Not to be missed in the Valle del Chiese and Valli Giudicarie:
Bondone di Storo: San Giovanni Castle; Lodrone: Santa Barbara Castle; Pieve di Bono: Romano Castle Campo Lomaso: Campo Castle; Vigo Lomaso: Spine Castle; Stenico: Castle
the Valle di Sole and the Valle di Non
The Valle di Non and the Valle di Sole, although the second is the natural extension of the first, differ considerably in their history and economy. The Valle di Non has always been the most populated and wealthiest valley in Trentino.
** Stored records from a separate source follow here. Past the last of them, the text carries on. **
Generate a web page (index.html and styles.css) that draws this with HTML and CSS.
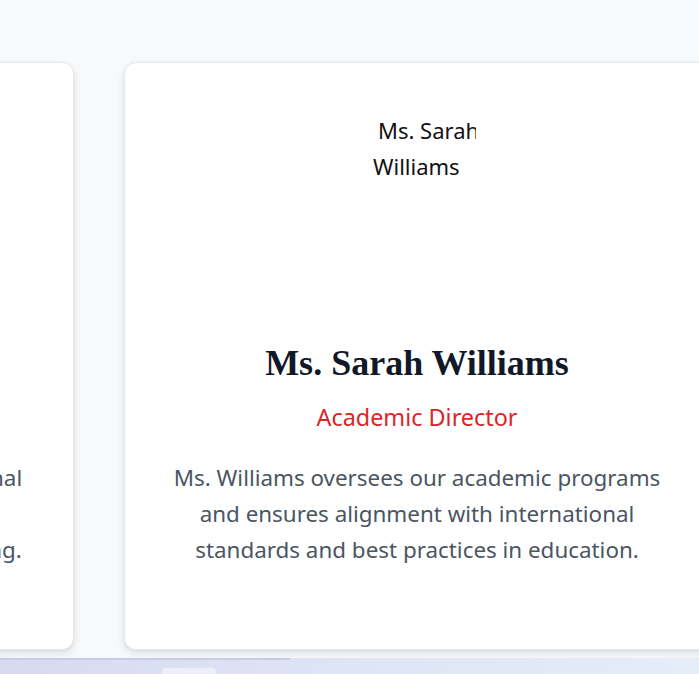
FILE: index.html
```html
<!DOCTYPE html>
<html lang="en">
<head>
<meta charset="utf-8">
<title>Leadership</title>
<link rel="stylesheet" href="styles.css">
</head>
<body>
<main class="stage">
  <div class="track">
    <article class="card">
      <div class="avatar"><span class="alt-l1">Dr. James</span><span class="alt-l2">Johnson</span></div>
      <h3 class="name">Dr. James Johnson</h3>
      <p class="role">Principal</p>
      <p class="desc desc-offset"><span class="ln">Dr. Johnson has two decades of international</span><span class="ln">leadership experience in schools</span><span class="ln">and is devoted to student-centered learning.</span></p>
    </article>
    <article class="card">
      <div class="avatar"><span class="alt-l1">Ms. Sarah</span><span class="alt-l2">Williams</span></div>
      <h3 class="name">Ms. Sarah Williams</h3>
      <p class="role">Academic Director</p>
      <p class="desc"><span class="ln">Ms. Williams oversees our academic programs</span><span class="ln">and ensures alignment with international</span><span class="ln">standards and best practices in education.</span></p>
    </article>
  </div>
</main>
<footer class="dock">
  <div class="dock-line"></div>
  <div class="dock-tab"></div>
</footer>
</body>
</html>
```
FILE: styles.css
```css
html, body {
  margin: 0;
  padding: 0;
}
body {
  width: 699px;
  height: 674px;
  overflow: hidden;
  background: #f8f9fb;
  font-family: "Noto Sans", "Open Sans", sans-serif;
  display: flex;
  flex-direction: column;
}
.stage {
  height: 658px;
  padding-top: 62px;
  box-sizing: border-box;
  overflow: hidden;
}
.track {
  display: flex;
  gap: 50px;
  margin-left: -512px;
}
.card {
  flex: 0 0 586px;
  height: 588px;
  box-sizing: border-box;
  background: #fff;
  border: 1px solid #e7e9ee;
  border-radius: 12px;
  box-shadow: 0 4px 8px rgba(0,0,0,0.09), 0 1px 3px rgba(0,0,0,0.06);
  padding: 49px 10px 0;
  text-align: center;
}
.avatar {
  width: 128px;
  height: 128px;
  margin: 0 auto;
  overflow: hidden;
  clip-path: inset(0 5px 0 0);
  font-size: 22px;
  line-height: 36px;
  color: #111;
  text-align: left;
  display: flex;
  flex-direction: column;
}
.alt-l1 { padding-left: 25px; white-space: nowrap; }
.alt-l2 { padding-left: 20px; white-space: nowrap; }
.name {
  margin: 103px 0 0;
  font-family: "Liberation Serif", "Times New Roman", serif;
  font-weight: bold;
  font-size: 36px;
  line-height: 40px;
  color: #111827;
}
.role {
  margin: 19px 0 0;
  font-size: 23.4px;
  line-height: 30px;
  color: #dc2626;
}
.desc {
  margin: 28px 0 0;
  font-size: 22.4px;
  line-height: 36px;
  color: #4b5563;
}
.desc-offset {
  padding-left: 14px;
}
.ln { display: block; white-space: nowrap; }
.dock {
  position: relative;
  height: 16px;
  background: linear-gradient(90deg, #d6daf0 0%, #dde3f4 40%, #e4edf8 100%);
}
.dock-line {
  width: 290px;
  height: 2px;
  background: #c6cce6;
}
.dock-tab {
  position: absolute;
  left: 161px;
  top: 9px;
  width: 54px;
  height: 12px;
  background: #eceef9;
  border: 1px solid #dfe2f2;
  border-radius: 5px;
}
```
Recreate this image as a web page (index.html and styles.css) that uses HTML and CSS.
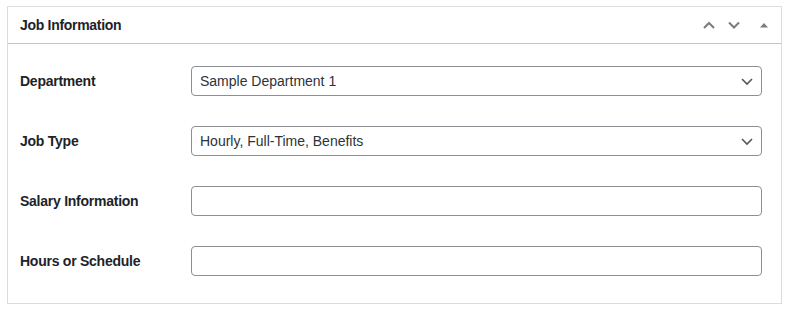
FILE: index.html
```html
<!DOCTYPE html>
<html lang="en">
<head>
  <meta charset="UTF-8">
  <title>Job Information</title>
  <link rel="stylesheet" href="styles.css">
</head>
<body>

<div class="postbox">
  <div class="postbox-header">
    <h2>Job Information</h2>
    <div class="handle-actions">
      <button class="handle up" aria-label="Move up">
        <svg width="16" height="16" viewBox="0 0 16 16"><path d="M3 11 L8 6 L13 11" fill="none" stroke="currentColor" stroke-width="2"/></svg>
      </button>
      <button class="handle down" aria-label="Move down">
        <svg width="16" height="16" viewBox="0 0 16 16"><path d="M3 5.5 L8 10.5 L13 5.5" fill="none" stroke="currentColor" stroke-width="2"/></svg>
      </button>
      <button class="handle toggle" aria-label="Toggle panel">
        <svg width="10" height="10" viewBox="0 0 10 10"><path d="M1 7.5 L5 3 L9 7.5 Z" fill="currentColor"/></svg>
      </button>
    </div>
  </div>

  <div class="inside">
    <div class="row">
      <label for="department">Department</label>
      <div class="select-wrap">
        <select id="department">
          <option>Sample Department 1</option>
        </select>
        <svg class="caret" width="16" height="16" viewBox="0 0 16 16"><path d="M3 6 L8 11 L13 6" fill="none" stroke="currentColor" stroke-width="1.6"/></svg>
      </div>
    </div>
    <div class="row">
      <label for="job-type">Job Type</label>
      <div class="select-wrap">
        <select id="job-type">
          <option>Hourly, Full-Time, Benefits</option>
        </select>
        <svg class="caret" width="16" height="16" viewBox="0 0 16 16"><path d="M3 6 L8 11 L13 6" fill="none" stroke="currentColor" stroke-width="1.6"/></svg>
      </div>
    </div>
    <div class="row">
      <label for="salary">Salary Information</label>
      <input type="text" id="salary">
    </div>
    <div class="row">
      <label for="hours">Hours or Schedule</label>
      <input type="text" id="hours">
    </div>
  </div>
</div>

</body>
</html>
```

FILE: styles.css
```css
* { box-sizing: border-box; margin: 0; padding: 0; }
body { background: #fff; font-family: "Liberation Sans", Arial, sans-serif; font-size: 14px; color: #1d2327; }

.postbox {
  width: 775px;
  height: 298px;
  margin: 6px 0 0 7px;
  border: 1px solid #dcdcde;
  background: #fff;
}

.postbox-header {
  display: flex;
  align-items: center;
  justify-content: space-between;
  height: 37px;
  border-bottom: 1px solid #c3c4c7;
  padding-left: 12px;
}
.postbox-header h2 {
  font-size: 14px;
  font-weight: 600;
  letter-spacing: -0.3px;
}

.handle-actions { display: flex; align-items: center; }
.handle {
  width: 24px;
  height: 36px;
  border: none;
  background: none;
  color: #787c82;
  display: flex; align-items: center; justify-content: center;
  cursor: pointer;
}
.handle.down { width: 26px; }
.handle.toggle { width: 34px; }

.inside { padding: 7px 19px 12px 12px; }

.row {
  display: flex;
  align-items: center;
  height: 60px;
}
.row label {
  width: 171px;
  flex-shrink: 0;
  font-weight: 600;
  letter-spacing: -0.25px;
}

.select-wrap { position: relative; flex: 1; }
select, input[type="text"] {
  width: 100%;
  height: 30px;
  border: 1px solid #8c8f94;
  border-radius: 4px;
  background: #fff;
  color: #2c3338;
  font: inherit;
  padding: 0 24px 0 8px;
  appearance: none;
  -webkit-appearance: none;
}
input[type="text"] { flex: 1; width: auto; }
/* chevron over the select */
.select-wrap .caret {
  position: absolute;
  right: 7px;
  top: 7px;
  color: #50575e;
  pointer-events: none;
}
```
Lying on the route between Lombardy and the South Tyrol, its people were quickly granted citizenship by the Romans.
The fortified manor houses of the nobles are quite distinctive – rural residences crowned with towers although lightened by Renaissance touches. In the upper Val di Non, on the other hand, it is more northern tastes that stand out, with the Gothic style being apparent in both the structure and the decorations. On the whole the Val di Non boasts the most elegant and important castles in Trentino but many are privately owned and therefore not open to visitors.
Not to be missed:
Ossana: San Michele Castle; Caldos: Castle; Brosimo: Altaguardia Castle; Cles: Castle; Malgolo: Castello; Coredo: Palazzo Nero; Taio: Braghor Castle; Vigo di Ton: Thun Castle; Spormaggiore: Belfort Castle; Nanno: Castle; Tassullo: Valor Castle
Food and Wine
A simple cuisine, with Austrian, German and Venetian influences. Some dishes have become renowned, for example the tonco del pontesel, orzetto alla trentina, carne salada, strangolapreti or green gnocchi, tortel de patate, oven roasted pork shin. But in particular there are some typical and genuine products, such as the small fruits of the forest, the chestnuts of Roncegno, the Vezzena cheese and the ricotta cheese made in the alpine dairy farms.
The Trentino is truly devoted to the growing of grapes and the making of wines, for both activities have been practiced in the area for about 3,000 years.
The varieties of Trentino wines are classical sparkling wines, dry and fruity white wines, rosès, aged, bodied and medium bodied reds and finally desert wines and grappas.